■ WHAT IS BEING ASKED ■
Among the entries below, please repeat exactly and only the lines from the line containing "Clone this screenshot in React and" to the line containing "import React from", both lines included.

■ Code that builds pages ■
________________________
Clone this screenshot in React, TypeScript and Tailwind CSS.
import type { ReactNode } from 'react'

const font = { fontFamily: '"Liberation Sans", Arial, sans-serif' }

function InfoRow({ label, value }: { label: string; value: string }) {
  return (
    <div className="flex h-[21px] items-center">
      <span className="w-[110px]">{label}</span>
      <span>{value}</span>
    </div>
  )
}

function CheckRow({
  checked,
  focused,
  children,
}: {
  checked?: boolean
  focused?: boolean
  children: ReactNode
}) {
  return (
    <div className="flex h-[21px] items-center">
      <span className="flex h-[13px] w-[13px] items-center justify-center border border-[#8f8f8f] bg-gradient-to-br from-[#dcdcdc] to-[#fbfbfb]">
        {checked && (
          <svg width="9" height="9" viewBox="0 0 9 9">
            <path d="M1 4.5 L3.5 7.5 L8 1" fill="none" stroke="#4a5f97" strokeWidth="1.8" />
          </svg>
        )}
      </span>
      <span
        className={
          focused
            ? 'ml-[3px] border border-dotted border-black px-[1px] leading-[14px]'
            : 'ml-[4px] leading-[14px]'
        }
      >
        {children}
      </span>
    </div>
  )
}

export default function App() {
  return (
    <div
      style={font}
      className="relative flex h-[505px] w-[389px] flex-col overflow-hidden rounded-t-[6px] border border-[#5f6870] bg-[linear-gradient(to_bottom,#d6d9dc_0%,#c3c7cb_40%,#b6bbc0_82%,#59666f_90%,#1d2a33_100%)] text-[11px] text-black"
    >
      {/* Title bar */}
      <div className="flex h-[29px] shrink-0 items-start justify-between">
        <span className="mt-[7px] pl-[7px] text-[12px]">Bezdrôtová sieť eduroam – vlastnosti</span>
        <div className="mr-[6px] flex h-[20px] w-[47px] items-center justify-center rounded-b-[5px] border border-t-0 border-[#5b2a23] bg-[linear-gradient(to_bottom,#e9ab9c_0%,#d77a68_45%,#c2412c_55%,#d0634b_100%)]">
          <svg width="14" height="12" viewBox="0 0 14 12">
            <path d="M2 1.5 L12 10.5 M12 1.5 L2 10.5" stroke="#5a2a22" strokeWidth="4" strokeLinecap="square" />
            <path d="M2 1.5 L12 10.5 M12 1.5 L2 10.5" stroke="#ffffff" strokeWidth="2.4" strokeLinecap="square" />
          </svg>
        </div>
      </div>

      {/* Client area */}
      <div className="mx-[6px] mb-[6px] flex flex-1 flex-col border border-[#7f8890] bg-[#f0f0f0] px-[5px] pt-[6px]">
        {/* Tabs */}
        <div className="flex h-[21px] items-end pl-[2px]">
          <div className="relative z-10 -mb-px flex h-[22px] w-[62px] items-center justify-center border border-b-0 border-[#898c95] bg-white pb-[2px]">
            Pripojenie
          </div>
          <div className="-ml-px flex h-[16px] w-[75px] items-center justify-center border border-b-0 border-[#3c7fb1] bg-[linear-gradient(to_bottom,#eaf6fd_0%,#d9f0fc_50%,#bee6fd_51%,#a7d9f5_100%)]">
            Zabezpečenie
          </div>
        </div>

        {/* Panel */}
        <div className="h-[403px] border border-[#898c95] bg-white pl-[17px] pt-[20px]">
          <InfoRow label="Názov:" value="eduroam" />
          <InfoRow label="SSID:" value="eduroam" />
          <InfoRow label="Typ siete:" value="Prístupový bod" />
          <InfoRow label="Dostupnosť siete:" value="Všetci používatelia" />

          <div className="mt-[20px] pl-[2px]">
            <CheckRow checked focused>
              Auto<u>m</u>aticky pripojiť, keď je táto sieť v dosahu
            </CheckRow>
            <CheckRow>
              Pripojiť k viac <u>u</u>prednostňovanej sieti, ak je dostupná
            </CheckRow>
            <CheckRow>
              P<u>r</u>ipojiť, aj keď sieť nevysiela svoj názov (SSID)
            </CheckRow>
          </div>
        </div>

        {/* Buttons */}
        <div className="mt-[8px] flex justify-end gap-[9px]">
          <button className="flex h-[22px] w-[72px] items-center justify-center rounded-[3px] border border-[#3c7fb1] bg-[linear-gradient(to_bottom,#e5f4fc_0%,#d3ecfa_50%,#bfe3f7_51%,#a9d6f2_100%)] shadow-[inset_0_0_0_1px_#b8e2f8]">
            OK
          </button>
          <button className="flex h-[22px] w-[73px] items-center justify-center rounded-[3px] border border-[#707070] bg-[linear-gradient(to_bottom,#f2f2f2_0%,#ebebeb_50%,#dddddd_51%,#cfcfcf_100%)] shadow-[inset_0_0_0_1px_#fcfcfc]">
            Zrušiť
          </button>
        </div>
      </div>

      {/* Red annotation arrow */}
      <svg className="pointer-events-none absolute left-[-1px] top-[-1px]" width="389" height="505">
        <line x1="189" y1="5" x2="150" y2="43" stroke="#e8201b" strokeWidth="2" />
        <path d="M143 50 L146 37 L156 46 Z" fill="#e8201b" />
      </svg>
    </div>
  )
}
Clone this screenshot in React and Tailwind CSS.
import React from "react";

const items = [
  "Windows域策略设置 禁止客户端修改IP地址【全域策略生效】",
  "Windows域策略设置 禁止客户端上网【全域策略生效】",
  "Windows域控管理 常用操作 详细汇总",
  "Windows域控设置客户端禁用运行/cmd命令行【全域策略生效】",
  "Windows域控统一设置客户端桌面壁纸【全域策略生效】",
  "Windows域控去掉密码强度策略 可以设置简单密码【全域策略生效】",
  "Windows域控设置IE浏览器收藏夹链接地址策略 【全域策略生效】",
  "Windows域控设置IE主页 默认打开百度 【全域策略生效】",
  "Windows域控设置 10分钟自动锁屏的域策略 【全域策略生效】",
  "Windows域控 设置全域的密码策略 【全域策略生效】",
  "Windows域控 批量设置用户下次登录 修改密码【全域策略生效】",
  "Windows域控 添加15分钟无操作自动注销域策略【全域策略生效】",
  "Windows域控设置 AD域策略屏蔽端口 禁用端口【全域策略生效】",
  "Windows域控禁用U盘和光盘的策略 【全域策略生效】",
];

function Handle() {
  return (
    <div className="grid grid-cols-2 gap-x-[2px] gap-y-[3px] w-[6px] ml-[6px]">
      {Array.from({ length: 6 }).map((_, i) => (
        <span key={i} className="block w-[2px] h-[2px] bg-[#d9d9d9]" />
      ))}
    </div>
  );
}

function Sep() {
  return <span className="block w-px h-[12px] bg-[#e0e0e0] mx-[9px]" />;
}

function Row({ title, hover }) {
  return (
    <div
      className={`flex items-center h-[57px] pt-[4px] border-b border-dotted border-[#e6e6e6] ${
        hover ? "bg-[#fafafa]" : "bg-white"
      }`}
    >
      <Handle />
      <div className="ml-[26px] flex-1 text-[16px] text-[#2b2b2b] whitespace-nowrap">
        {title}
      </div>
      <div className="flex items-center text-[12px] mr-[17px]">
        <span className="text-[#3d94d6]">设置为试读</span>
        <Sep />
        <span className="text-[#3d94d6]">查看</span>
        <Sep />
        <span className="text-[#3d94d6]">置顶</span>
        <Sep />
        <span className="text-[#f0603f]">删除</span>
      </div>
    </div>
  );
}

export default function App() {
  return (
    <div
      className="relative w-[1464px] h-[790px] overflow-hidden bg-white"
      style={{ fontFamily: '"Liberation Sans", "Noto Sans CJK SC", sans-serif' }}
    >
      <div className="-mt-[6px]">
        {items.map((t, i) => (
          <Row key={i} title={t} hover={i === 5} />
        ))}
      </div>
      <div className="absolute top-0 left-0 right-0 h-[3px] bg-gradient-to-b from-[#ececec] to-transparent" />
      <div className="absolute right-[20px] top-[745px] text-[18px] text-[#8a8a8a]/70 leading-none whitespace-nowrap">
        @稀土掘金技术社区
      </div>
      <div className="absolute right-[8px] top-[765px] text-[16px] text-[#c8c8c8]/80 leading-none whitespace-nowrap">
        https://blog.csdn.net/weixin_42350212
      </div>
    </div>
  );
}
________________________
■ CORRECT RESPONSE ■
Clone this screenshot in React and Tailwind CSS.
import React from "react";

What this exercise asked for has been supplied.